# Place names in Catalan: Grau Roig



## worcerize

Hi!

I'm interested in knowing what the names of Catalan-language towns and areas mean.

In this post, I'd like to know what Grau Roig (a ski area in Andorra) means.  I know that "roig" means red/rojo, but I only know "grau" as degree/grade/level, so Grau Roig doesn't make much sense to me!  My guess is that grau means "flat place" here.

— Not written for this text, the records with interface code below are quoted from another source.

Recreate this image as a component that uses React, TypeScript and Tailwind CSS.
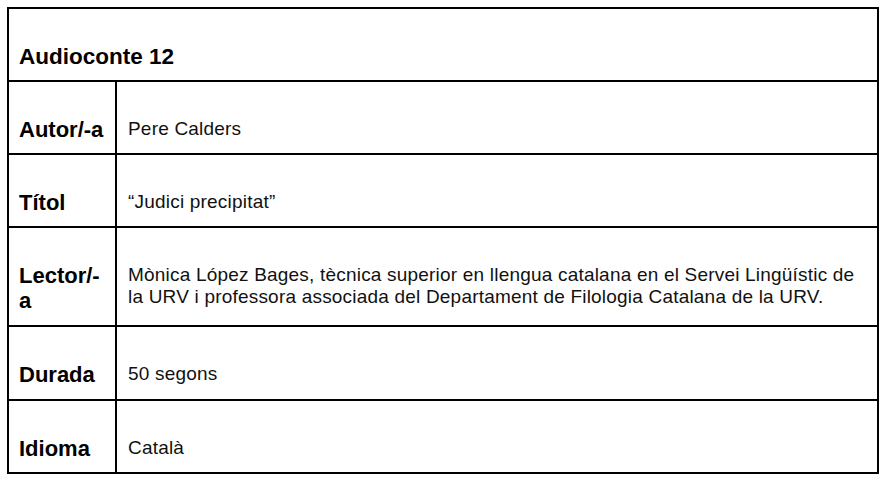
const rows = [
  { label: "Autor/-a", value: "Pere Calders", h: "h-[73px]" },
  { label: "Títol", value: "“Judici precipitat”", h: "h-[73px]" },
  {
    label: "Lector/-a",
    value:
      "Mònica López Bages, tècnica superior en llengua catalana en el Servei Lingüístic de la URV i professora associada del Departament de Filologia Catalana de la URV.",
    h: "h-[99px]",
  },
  { label: "Durada", value: "50 segons", h: "h-[74px]" },
  { label: "Idioma", value: "Català", h: "h-[73px]" },
]

export default function App() {
  return (
    <div
      className="min-h-screen bg-white pt-[7px] pl-[7px]"
      style={{ fontFamily: '"Liberation Sans", Arial, sans-serif' }}
    >
      <div className="w-[872px] border-2 border-black">

        <div className="h-[71px] pt-[35px] pl-[10px] text-[22.5px] leading-[25px] font-bold text-black">
          Audioconte 12
        </div>

        {rows.map((row) => (
          <div key={row.label} className={`flex border-t-2 border-black ${row.h}`}>
            <div className="w-[108px] shrink-0 border-r-2 border-black pt-[35px] pl-[10px] pr-[6px] text-[22px] leading-[25px] font-bold text-black">
              {row.label}
            </div>
            <div className="flex-1 pt-[36px] pl-[11px] pr-[16px] text-[19px] leading-[22px] tracking-[0.2px] text-[#111]">
              {row.value}
            </div>
          </div>
        ))}

      </div>
    </div>
  )
}
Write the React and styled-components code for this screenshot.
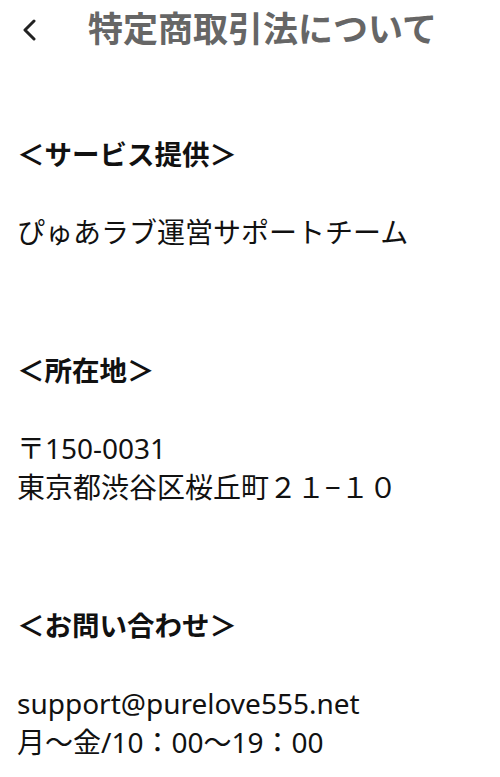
import React from 'react';
import styled, {createGlobalStyle} from 'styled-components';

const GlobalStyle = createGlobalStyle`
    body {
        margin: 0;
        background: #fff;
        font-family: "Noto Sans", "Noto Sans CJK JP", sans-serif;
        color: #111;
    }
`;

const sections = [
    {title: '＜サービス提供＞', lines: ['ぴゅあラブ運営サポートチーム']},
    {title: '＜所在地＞', lines: ['〒150-0031', '東京都渋谷区桜丘町２１−１０']},
    {title: '＜お問い合わせ＞', lines: ['support@purelove555.net', '月～金/10：00～19：00']},
];

const App = () => {
    return (
        <>
        <GlobalStyle />
        <Page>
            <Header>
                <BackButton aria-label="back">
                    <svg width="14" height="22" viewBox="0 0 14 22" fill="none">
                        <path d="M12 2 L3 11 L12 20" stroke="#222" strokeWidth="3" strokeLinecap="round" strokeLinejoin="round"/>
                    </svg>
                </BackButton>
                <Title>特定商取引法について</Title>
            </Header>
            <Content>
                {sections.map((s) => (
                    <Section key={s.title}>
                        <Heading>{s.title}</Heading>
                        <Body>
                            {s.lines.map((l) => <Line key={l}>{l}</Line>)}
                        </Body>
                    </Section>
                ))}
            </Content>
        </Page>
        </>
    )
}

const Page = styled.div`
    width: 500px;
    min-height: 777px;
    background: #fff;
`;
const Header = styled.div`
    display: flex;
    align-items: center;
    height: 54px;
    padding-left: 22px;
`;
const BackButton = styled.button`
    display: flex;
    align-items: center;
    justify-content: center;
    width: 14px;
    height: 24px;
    padding: 0;
    margin: 6px 52px 0 0;
    border: none;
    background: none;
`;
const Title = styled.h1`
    margin: 0;
    font-size: 35px;
    line-height: 54px;
    font-weight: 700;
    color: #666;
    font-family: "Noto Sans CJK JP", sans-serif;
`;
const Content = styled.div`
    padding: 80px 17px 0 17px;
`;
const Section = styled.div`
    margin-bottom: 98px;
`;
const Heading = styled.h2`
    margin: 0 0 41px;
    font-size: 27.5px;
    line-height: 38px;
    font-weight: 700;
    font-family: "Noto Sans CJK JP", sans-serif;
`;
const Body = styled.div`
    font-size: 28px;
    line-height: 39px;
`;
const Line = styled.div``;

export default App;
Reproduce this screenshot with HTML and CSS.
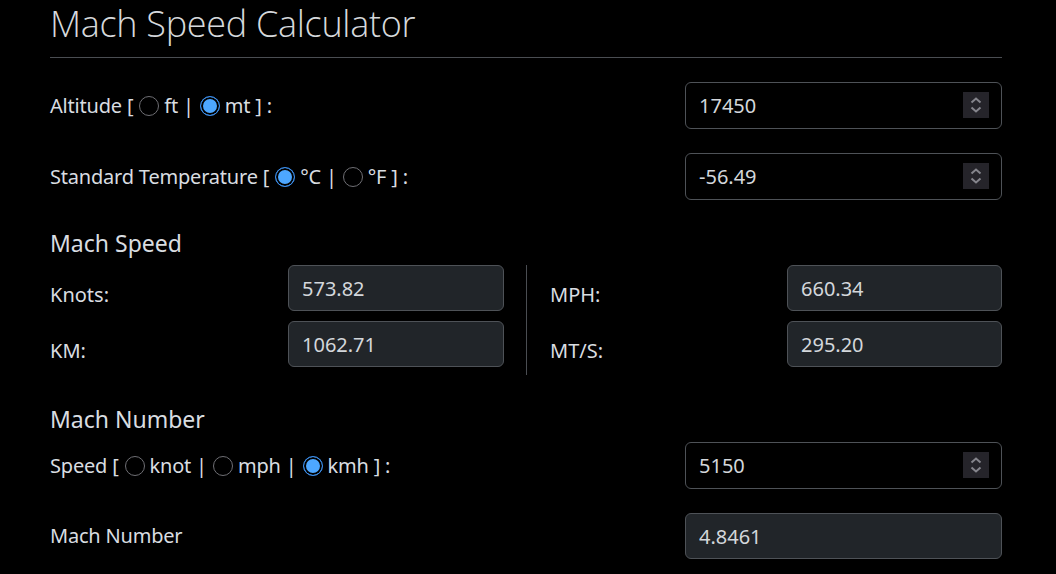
FILE: index.html
```html
<!DOCTYPE html>
<html lang="en">
<head>
<meta charset="utf-8">
<title>Mach Speed Calculator</title>
<link rel="stylesheet" href="styles.css">
</head>
<body>
<main class="container">
  <h1 class="title">Mach Speed Calculator</h1>

  <div class="row">
    <div class="label">Altitude [<input class="radio" type="radio" name="alt">ft |<input class="radio" type="radio" name="alt" checked>mt ] :</div>
    <div class="field">
      <input class="control" type="text" value="17450">
      <span class="spin"><svg width="26" height="26" viewBox="0 0 26 26"><path d="M8.5 10.5 L13 6.5 L17.5 10.5 M8.5 15.5 L13 19.5 L17.5 15.5" fill="none" stroke="#85858c" stroke-width="2"/></svg></span>
    </div>
  </div>

  <div class="row">
    <div class="label">Standard Temperature [<input class="radio" type="radio" name="tmp" checked>°C |<input class="radio" type="radio" name="tmp">°F ] :</div>
    <div class="field">
      <input class="control" type="text" value="-56.49">
      <span class="spin"><svg width="26" height="26" viewBox="0 0 26 26"><path d="M8.5 10.5 L13 6.5 L17.5 10.5 M8.5 15.5 L13 19.5 L17.5 15.5" fill="none" stroke="#85858c" stroke-width="2"/></svg></span>
    </div>
  </div>

  <h4 class="section first">Mach Speed</h4>
  <div class="speeds">
    <div class="half">
      <div class="pair"><span class="plabel">Knots:</span><input class="control ro" type="text" value="573.82" readonly></div>
      <div class="pair"><span class="plabel">KM:</span><input class="control ro" type="text" value="1062.71" readonly></div>
    </div>
    <div class="divider"></div>
    <div class="half">
      <div class="pair"><span class="plabel">MPH:</span><input class="control ro" type="text" value="660.34" readonly></div>
      <div class="pair"><span class="plabel">MT/S:</span><input class="control ro" type="text" value="295.20" readonly></div>
    </div>
  </div>

  <h4 class="section second">Mach Number</h4>
  <div class="row tight">
    <div class="label">Speed [<input class="radio" type="radio" name="spd">knot |<input class="radio" type="radio" name="spd">mph |<input class="radio" type="radio" name="spd" checked>kmh ] :</div>
    <div class="field">
      <input class="control" type="text" value="5150">
      <span class="spin"><svg width="26" height="26" viewBox="0 0 26 26"><path d="M8.5 10.5 L13 6.5 L17.5 10.5 M8.5 15.5 L13 19.5 L17.5 15.5" fill="none" stroke="#85858c" stroke-width="2"/></svg></span>
    </div>
  </div>
  <div class="row">
    <div class="label">Mach Number</div>
    <div class="field">
      <input class="control ro" type="text" value="4.8461" readonly>
    </div>
  </div>
</main>
</body>
</html>
```

FILE: styles.css
```css
html, body {
  margin: 0;
  padding: 0;
  background: #000;
}
body {
  color: #d9dde1;
  font-family: "Noto Sans", "Open Sans", "DejaVu Sans", sans-serif;
  font-size: 20px;
}
.container {
  width: 952px;
  margin-left: 50px;
}
.title {
  margin: 0;
  font-family: "Open Sans", "Noto Sans", sans-serif;
  font-size: 36px;
  font-weight: 300;
  letter-spacing: -0.3px;
  line-height: 45px;
  padding: 1px 0 11px;
  border-bottom: 1px solid #4a4d52;
  color: #d6d9dc;
}
.row {
  display: flex;
  align-items: center;
  justify-content: space-between;
  margin-top: 24px;
}
.row.tight {
  margin-top: 9px;
}
.label {
  display: flex;
  align-items: center;
  white-space: pre;
  line-height: 30px;
  letter-spacing: -0.2px;
}
.radio {
  appearance: none;
  -webkit-appearance: none;
  margin: 0 5px 0 6px;
  width: 20px;
  height: 20px;
  flex: none;
  border-radius: 50%;
  border: 1px solid #6f6f74;
  background: #000;
  box-sizing: border-box;
}
.radio:checked {
  border: 1.5px solid #3a8ded;
  background: #4da7ff;
  box-shadow: inset 0 0 0 2px #000;
}
.field {
  position: relative;
  width: 317px;
}
.control {
  display: block;
  width: 100%;
  box-sizing: border-box;
  height: 47px;
  margin: 0;
  padding: 0 13px;
  font-family: inherit;
  font-size: 20px;
  color: #d3d7db;
  background: #000;
  border: 1px solid #4e5257;
  border-radius: 6px;
  outline: none;
}
.control.ro {
  background: #212529;
  height: 46px;
}
.spin {
  position: absolute;
  right: 13px;
  top: 10px;
  width: 26px;
  height: 26px;
  background: #25242a;
  display: block;
}
.spin svg {
  display: block;
}
.section {
  margin: 0;
  font-size: 23px;
  font-weight: 400;
  line-height: 28px;
}
.section.first {
  margin-top: 29px;
}
.section.second {
  margin-top: 30px;
}
.speeds {
  display: flex;
  margin-top: 8px;
  height: 110px;
}
.half {
  width: 454px;
  display: flex;
  flex-direction: column;
  gap: 10px;
}
.divider {
  width: 1px;
  background: #4a4d52;
  margin: 0 23px 0 22px;
}
.speeds .half:last-child {
  width: 452px;
}
.pair {
  display: grid;
  grid-template-columns: 238px 216px;
  align-items: center;
}
.speeds .half:last-child .pair {
  grid-template-columns: 237px 215px;
}
.plabel {
  padding-top: 12px;
}
```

(I'd be grateful for answers in English or Spanish; unfortunately my Catalan is not very extensive, but please feel free to include discussion of relevant words and phrases in Catalan or other Romance languages.)


----------



## Canaryman

I don't know if that i'm gonna say it's relevant, but grau also means "grao" in spanish, "grao" is a kind of beach used like a jetty. Maybe this can help you


----------



## merquiades

Hello.  Grau seems like it can mean 1. degree, 2. shelf, flat area, landing, 3. worm  and roig is red or muddy, earth coloured.   So maybe reddish, earth coloured, flat landing?. That seems more likely than red worm.  Maybe someone else will have a better idea.


----------



## ernest_

According to this http://ec.grec.net/lexicx.jsp?GECART=0071340
it also means "mountain pass", so I would assume this is the meaning in Grau Roig, red pass.


----------



## Namarne

Following the suggestion of ernest, the Diccionari català-valencià-balear adds in its definition that, with this meaning, it is origin of different catalan place names: 


> *2. *Pas relativament planer, a manera d'esglaó o replà que  travessa una costa abrupta (or., occ.). En aquest significat tenen llur  origen diferents topònims catalans, com _Lo Grau d'Escales _(un pas  molt estret entre les serres de Bestracà i les de Ferran), _Sant  Bartomeu del Grau _(entre la Plana de Vic i el Lluçanès), _el Grau  d'Olot _(devers Collsacabra i Rupit), _Es Grau d'Estellencs _(Mall.),  etc.


----------



## Outsider

So, could a suitable translation for "Grau" be "Plateau" or "Plane"?

And what abour "Roig"?


----------



## Namarne

Outsider said:


> And what about "Roig"?





worcerize said:


> I know that "roig" means red/rojo,


----------



## fnasav

Outsider said:


> So, *could a suitable translation for "Grau" be "Plateau" or "Plane"*?
> 
> And what abour "Roig"?



Plane and Plateau refers to a big area. "Grau" is a landing area (like the landing stairs but in geographic terms)

Imagine a mountain:

      ....../\
    ..../....\____     <- this is a "grau"
  ../..............\
/..................\

So, better use "landing" or "landing area"


----------



## worcerize

Many thanks to all of you!  Sorry for not responding sooner; I was without an Internet connection for a few days and by the time it was restored I had completely forgotten about this thread :-(

So it looks like the translation is something like "red little plateau-pass"!  I can't think of a suitable English word, but anyway I'm more interested in the idea than an exact translation.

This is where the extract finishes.